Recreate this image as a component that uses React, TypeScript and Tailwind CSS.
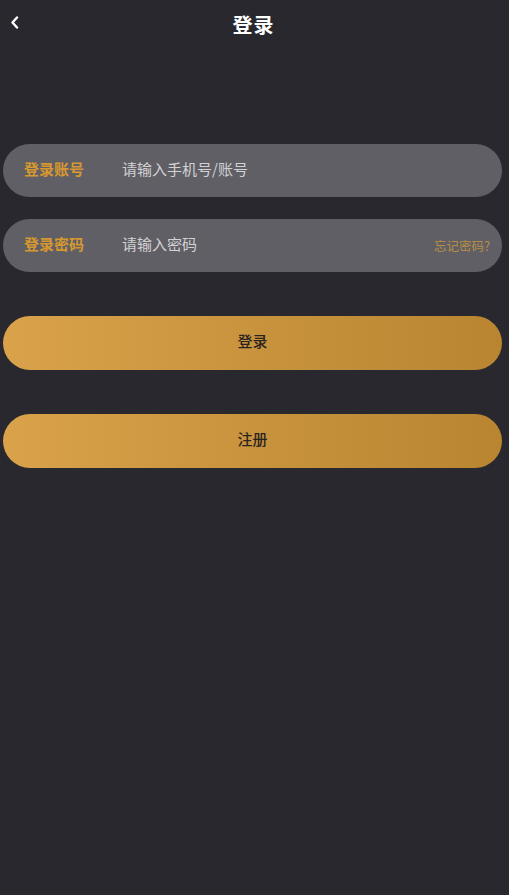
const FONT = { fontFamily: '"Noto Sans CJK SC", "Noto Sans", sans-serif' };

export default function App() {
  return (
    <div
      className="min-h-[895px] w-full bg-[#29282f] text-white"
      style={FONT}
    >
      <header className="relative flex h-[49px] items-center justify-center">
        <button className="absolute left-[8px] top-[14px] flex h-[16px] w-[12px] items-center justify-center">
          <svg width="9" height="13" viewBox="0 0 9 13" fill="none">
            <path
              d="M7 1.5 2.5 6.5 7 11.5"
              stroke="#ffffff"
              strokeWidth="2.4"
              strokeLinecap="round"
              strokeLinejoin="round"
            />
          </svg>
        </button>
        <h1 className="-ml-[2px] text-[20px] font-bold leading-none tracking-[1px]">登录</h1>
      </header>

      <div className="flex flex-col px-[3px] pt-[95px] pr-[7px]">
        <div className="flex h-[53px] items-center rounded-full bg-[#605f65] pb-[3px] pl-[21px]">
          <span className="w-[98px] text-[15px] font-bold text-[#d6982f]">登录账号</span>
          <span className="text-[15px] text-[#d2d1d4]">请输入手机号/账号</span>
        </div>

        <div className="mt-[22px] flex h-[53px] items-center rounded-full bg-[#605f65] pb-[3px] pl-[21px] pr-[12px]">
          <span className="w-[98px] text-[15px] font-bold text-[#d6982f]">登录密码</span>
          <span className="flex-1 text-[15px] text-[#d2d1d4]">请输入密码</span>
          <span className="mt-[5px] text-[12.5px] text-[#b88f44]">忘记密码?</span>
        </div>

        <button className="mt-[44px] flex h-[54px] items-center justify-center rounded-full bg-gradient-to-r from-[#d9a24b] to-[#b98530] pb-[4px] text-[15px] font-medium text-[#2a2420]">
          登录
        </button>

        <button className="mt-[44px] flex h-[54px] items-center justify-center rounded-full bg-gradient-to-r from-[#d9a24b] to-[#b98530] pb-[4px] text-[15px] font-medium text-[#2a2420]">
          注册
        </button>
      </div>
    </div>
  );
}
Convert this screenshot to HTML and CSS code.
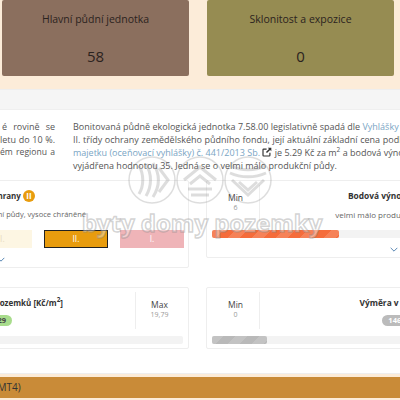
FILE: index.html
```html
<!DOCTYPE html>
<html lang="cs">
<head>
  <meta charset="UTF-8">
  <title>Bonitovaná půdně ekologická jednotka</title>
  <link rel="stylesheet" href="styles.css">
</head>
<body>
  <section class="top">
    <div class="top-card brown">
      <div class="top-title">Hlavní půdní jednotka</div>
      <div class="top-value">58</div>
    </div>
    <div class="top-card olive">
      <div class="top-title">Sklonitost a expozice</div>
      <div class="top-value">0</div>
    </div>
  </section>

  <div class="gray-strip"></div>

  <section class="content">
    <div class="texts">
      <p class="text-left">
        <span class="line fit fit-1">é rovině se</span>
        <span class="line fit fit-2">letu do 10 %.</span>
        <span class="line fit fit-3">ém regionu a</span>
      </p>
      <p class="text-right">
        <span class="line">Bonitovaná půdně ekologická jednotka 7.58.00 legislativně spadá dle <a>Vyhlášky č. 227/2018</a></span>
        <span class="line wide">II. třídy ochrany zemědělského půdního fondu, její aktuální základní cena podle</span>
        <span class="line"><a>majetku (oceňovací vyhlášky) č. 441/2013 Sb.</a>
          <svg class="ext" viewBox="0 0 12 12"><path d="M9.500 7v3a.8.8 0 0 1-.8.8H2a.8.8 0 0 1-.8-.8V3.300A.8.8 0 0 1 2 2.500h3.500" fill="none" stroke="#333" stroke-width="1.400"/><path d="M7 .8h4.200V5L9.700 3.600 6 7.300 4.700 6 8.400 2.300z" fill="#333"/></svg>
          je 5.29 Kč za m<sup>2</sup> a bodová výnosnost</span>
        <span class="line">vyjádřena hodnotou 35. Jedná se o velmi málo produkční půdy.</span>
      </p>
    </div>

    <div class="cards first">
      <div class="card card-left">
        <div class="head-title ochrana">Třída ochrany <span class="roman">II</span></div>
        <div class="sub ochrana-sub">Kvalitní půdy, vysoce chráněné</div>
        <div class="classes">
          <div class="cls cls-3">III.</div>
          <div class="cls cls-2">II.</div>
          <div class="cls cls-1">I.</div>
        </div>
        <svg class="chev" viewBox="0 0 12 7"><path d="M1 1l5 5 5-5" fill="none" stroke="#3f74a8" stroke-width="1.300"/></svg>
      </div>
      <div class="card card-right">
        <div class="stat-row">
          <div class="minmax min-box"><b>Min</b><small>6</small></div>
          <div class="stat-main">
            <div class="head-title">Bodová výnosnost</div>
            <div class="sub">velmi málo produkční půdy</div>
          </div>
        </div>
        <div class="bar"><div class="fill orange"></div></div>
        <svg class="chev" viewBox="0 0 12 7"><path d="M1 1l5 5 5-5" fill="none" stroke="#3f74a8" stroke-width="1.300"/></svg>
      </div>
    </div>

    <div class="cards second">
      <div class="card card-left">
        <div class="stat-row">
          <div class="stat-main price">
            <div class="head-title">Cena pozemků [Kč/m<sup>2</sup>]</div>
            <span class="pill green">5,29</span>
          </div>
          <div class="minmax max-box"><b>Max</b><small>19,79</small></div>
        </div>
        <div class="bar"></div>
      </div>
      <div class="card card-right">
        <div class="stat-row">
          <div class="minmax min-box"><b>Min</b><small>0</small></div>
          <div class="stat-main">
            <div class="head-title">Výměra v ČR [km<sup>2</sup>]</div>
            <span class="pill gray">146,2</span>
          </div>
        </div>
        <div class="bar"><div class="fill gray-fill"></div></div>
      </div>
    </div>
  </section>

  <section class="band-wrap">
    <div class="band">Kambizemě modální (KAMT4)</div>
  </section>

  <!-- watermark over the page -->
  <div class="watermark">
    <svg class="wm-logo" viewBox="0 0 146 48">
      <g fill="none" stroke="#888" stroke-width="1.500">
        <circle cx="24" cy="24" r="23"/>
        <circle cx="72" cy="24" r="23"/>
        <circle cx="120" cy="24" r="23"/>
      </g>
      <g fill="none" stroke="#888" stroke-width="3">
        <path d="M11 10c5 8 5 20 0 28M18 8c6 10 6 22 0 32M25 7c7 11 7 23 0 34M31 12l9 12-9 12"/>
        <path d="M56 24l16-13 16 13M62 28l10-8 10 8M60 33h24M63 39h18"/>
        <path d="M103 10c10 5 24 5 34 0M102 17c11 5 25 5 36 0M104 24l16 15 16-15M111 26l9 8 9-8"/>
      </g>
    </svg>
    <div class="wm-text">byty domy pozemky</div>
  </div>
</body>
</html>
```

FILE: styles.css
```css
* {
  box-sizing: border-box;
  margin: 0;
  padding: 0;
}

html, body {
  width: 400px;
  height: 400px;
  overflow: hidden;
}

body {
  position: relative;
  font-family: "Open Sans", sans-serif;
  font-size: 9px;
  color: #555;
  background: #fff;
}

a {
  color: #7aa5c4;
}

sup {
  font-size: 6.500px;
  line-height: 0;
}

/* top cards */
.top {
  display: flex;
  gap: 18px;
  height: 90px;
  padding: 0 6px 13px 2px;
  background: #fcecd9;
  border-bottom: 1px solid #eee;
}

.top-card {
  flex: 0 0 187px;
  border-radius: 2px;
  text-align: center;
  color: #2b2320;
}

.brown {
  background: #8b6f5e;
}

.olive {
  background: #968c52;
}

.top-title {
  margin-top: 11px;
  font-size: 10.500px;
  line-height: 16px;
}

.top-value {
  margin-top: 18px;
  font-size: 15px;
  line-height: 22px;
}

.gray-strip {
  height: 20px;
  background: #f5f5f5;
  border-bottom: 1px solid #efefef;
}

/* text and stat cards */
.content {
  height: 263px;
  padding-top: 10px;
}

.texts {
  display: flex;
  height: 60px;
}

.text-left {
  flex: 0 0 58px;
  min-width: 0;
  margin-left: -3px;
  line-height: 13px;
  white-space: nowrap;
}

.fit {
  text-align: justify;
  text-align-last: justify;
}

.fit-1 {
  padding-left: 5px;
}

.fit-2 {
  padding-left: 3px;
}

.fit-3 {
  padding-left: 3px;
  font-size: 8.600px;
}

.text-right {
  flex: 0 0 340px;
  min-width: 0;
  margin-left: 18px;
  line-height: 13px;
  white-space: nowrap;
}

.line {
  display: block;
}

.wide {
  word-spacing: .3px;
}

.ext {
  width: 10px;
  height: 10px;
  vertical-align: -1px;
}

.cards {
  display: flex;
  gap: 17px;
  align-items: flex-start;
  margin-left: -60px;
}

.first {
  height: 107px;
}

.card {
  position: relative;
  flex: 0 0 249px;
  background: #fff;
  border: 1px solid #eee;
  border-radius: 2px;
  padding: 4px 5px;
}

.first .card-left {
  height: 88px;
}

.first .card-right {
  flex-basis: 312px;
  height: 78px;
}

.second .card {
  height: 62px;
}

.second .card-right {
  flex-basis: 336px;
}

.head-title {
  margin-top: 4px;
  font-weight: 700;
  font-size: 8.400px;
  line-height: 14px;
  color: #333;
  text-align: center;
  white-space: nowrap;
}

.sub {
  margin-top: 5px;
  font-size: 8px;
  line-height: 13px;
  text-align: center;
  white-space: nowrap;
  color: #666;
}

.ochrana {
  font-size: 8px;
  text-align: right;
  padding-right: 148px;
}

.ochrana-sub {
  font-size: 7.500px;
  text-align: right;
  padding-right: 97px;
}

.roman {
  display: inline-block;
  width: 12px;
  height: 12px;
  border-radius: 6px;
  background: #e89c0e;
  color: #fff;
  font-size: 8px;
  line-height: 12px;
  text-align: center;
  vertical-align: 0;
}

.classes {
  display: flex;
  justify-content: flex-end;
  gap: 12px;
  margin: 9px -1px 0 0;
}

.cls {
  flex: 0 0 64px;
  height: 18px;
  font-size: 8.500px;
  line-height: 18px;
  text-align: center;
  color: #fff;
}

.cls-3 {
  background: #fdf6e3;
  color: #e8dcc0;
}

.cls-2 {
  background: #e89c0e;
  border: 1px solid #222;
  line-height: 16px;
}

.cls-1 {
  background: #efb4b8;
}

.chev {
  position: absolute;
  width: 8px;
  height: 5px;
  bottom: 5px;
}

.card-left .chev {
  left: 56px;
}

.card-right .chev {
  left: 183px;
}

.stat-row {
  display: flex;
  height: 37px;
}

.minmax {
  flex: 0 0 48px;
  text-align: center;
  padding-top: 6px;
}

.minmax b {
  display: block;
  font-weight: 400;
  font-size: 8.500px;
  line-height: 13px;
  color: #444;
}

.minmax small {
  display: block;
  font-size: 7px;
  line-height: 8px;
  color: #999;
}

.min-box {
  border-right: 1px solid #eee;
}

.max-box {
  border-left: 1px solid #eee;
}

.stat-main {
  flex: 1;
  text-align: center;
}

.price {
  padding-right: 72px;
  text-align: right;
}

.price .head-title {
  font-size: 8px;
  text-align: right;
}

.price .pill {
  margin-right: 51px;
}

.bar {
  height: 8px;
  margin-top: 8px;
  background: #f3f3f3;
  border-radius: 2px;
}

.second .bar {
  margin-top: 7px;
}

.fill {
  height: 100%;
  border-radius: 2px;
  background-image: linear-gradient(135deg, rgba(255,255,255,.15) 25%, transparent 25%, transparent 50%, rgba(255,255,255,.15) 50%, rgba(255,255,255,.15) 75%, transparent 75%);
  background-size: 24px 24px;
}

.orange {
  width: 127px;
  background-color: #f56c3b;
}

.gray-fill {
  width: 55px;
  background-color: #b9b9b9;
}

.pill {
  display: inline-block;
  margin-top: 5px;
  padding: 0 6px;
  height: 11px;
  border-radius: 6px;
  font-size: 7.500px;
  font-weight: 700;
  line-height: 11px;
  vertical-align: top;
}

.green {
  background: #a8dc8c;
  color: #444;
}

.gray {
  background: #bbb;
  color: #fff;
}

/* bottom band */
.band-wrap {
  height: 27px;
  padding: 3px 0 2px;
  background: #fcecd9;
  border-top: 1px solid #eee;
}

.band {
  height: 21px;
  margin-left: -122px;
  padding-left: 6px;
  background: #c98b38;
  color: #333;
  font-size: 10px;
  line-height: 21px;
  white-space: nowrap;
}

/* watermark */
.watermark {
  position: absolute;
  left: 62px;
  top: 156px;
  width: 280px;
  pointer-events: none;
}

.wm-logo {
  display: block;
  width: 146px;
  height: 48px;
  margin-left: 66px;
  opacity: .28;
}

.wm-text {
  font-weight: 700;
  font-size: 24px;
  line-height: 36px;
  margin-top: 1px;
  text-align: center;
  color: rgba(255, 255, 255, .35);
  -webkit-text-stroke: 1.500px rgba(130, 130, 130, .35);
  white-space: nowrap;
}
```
==*==
=== TASK TO CARRY OUT ===
Look through the data above. Each line containing the word "image" needs to be copied.

=== WORKED ANSWER ===
Recreate this image as a component that uses React, TypeScript and Tailwind CSS.
  background-image: linear-gradient(135deg, rgba(255,255,255,.15) 25%, transparent 25%, transparent 50%, rgba(255,255,255,.15) 50%, rgba(255,255,255,.15) 75%, transparent 75%);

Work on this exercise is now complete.